Just elaborate on your answer. In science it helps to be clear what you mean, so you could say "Why would the ratio be one? Clearly ........."

I can't help you any more than that without giving you the answer? Think along these lines

y/x will only equal 1 if y=x.

3. Dec 14, 2006

### mbrmbrg

So do you think a good answer would be:
"Because the hydrostatic force (which=$$\rho gh\pi r^2$$) does not equal the weight of the water (which=$$\rho h(\pi r^2+\pi R^2)g$$)."
or is there some blindingly obvious simple satement that I'm just missing?

4. Dec 14, 2006

### billiards

I'm not sure if that pi*r2 should be there for you hydrostatic force.
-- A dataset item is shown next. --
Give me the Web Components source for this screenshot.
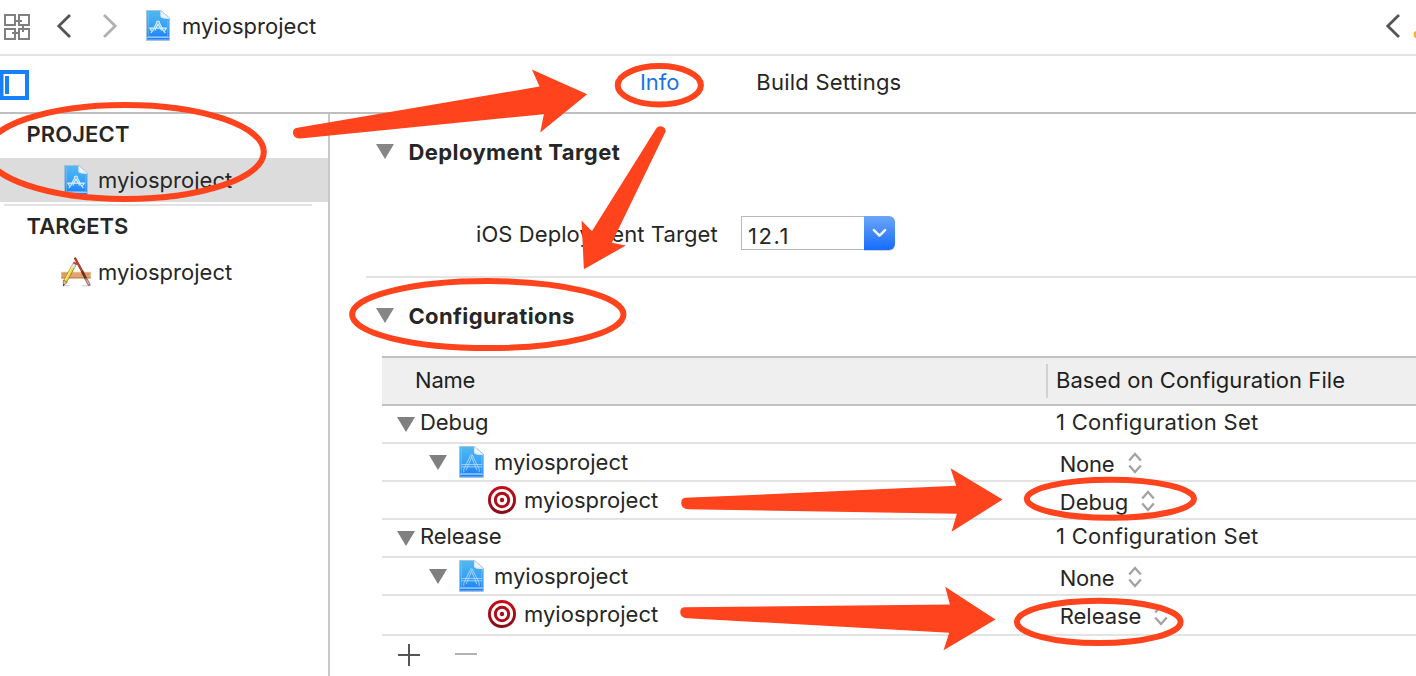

And I'm not sure your other equation is right either.

Other than that I think it's a decent answer, I would elaborate and give the condition under which the hydrostatic force/weight of water does equal one(start by saying hydro force=weight). And then maybe say that this situation doesn't meet those conditions.

5. Dec 14, 2006

### mbrmbrg

Nope, the equations are fine (after all, they giveth me the correct anthwer to part a ); I just totally failed to explain them in my blurb.

Thenk you very much!

6. Dec 14, 2006

### OlderDan

You could delve into the forces acting that cause the local force on a bit of area at the bottom of a part of the drum that is not under the tube to be greater than the weight of the water above it.